▸ EXERCISE DETAILS
In the records below, find each line containing the word "this" and copy it.

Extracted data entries
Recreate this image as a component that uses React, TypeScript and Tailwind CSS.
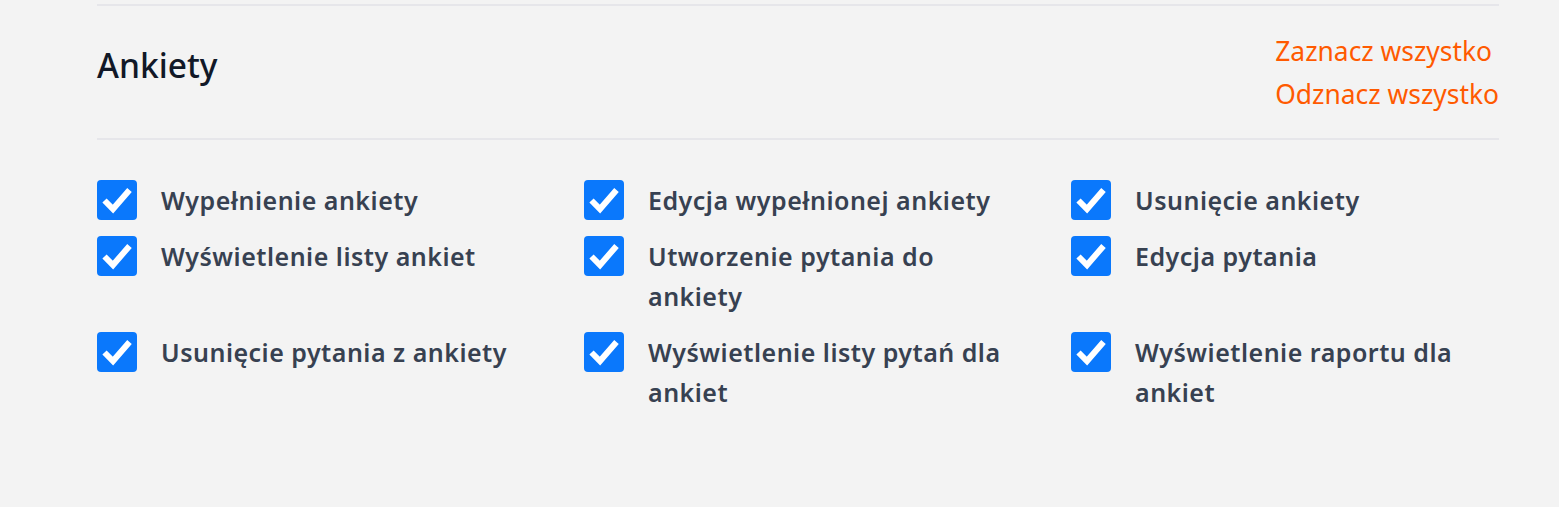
const items = [
  'Wypełnienie ankiety',
  'Edycja wypełnionej ankiety',
  'Usunięcie ankiety',
  'Wyświetlenie listy ankiet',
  'Utworzenie pytania do ankiety',
  'Edycja pytania',
  'Usunięcie pytania z ankiety',
  'Wyświetlenie listy pytań dla ankiet',
  'Wyświetlenie raportu dla ankiet',
];

function CheckBox() {
  return (
    <span className="flex h-[40px] w-[40px] shrink-0 items-center justify-center rounded-[4px] bg-[#0a78fc]">
      <svg width="40" height="40" viewBox="0 0 40 40">
        <polyline
          points="7.5,20.5 16,29 32.5,10"
          fill="none"
          stroke="#ffffff"
          strokeWidth="6"
          strokeLinecap="butt"
          strokeLinejoin="miter"
        />
      </svg>
    </span>
  );
}

export default function App() {
  return (
    <div
      className="min-h-[507px] w-full bg-[#f3f3f3]"
      style={{ fontFamily: '"Noto Sans", "Open Sans", sans-serif' }}
    >
      <div className="ml-[97px] w-[1402px] pt-[4px]">
        <div className="flex items-start justify-between border-y-2 border-[#e6e6ea] pt-[24px] pb-[22px]">
          <h2 className="mt-[15px] text-[33.5px] font-medium leading-[40px] text-[#111827]">Ankiety</h2>
          <div className="flex flex-col text-[26.4px] leading-[43px] text-[#ff5a00]">
            <a className="cursor-pointer">Zaznacz wszystko</a>
            <a className="cursor-pointer">Odznacz wszystko</a>
          </div>
        </div>
        <div className="mt-[40px] grid grid-cols-3 gap-x-[59px] gap-y-4">
          {items.map((t) => (
            <label key={t} className="flex items-start gap-6">
              <CheckBox />
              <span className="text-[25px] font-semibold leading-[40px] tracking-[0.5px] text-[#374151]">{t}</span>
            </label>
          ))}
        </div>
      </div>
    </div>
  );
}
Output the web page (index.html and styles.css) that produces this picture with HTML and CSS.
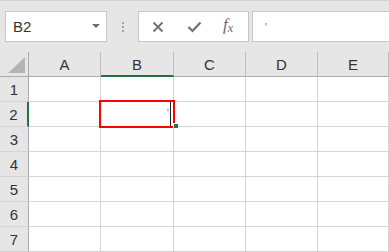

▸ THE OUTPUT
Recreate this image as a component that uses React, TypeScript and Tailwind CSS.
Output the web page (index.html and styles.css) that produces this picture with HTML and CSS.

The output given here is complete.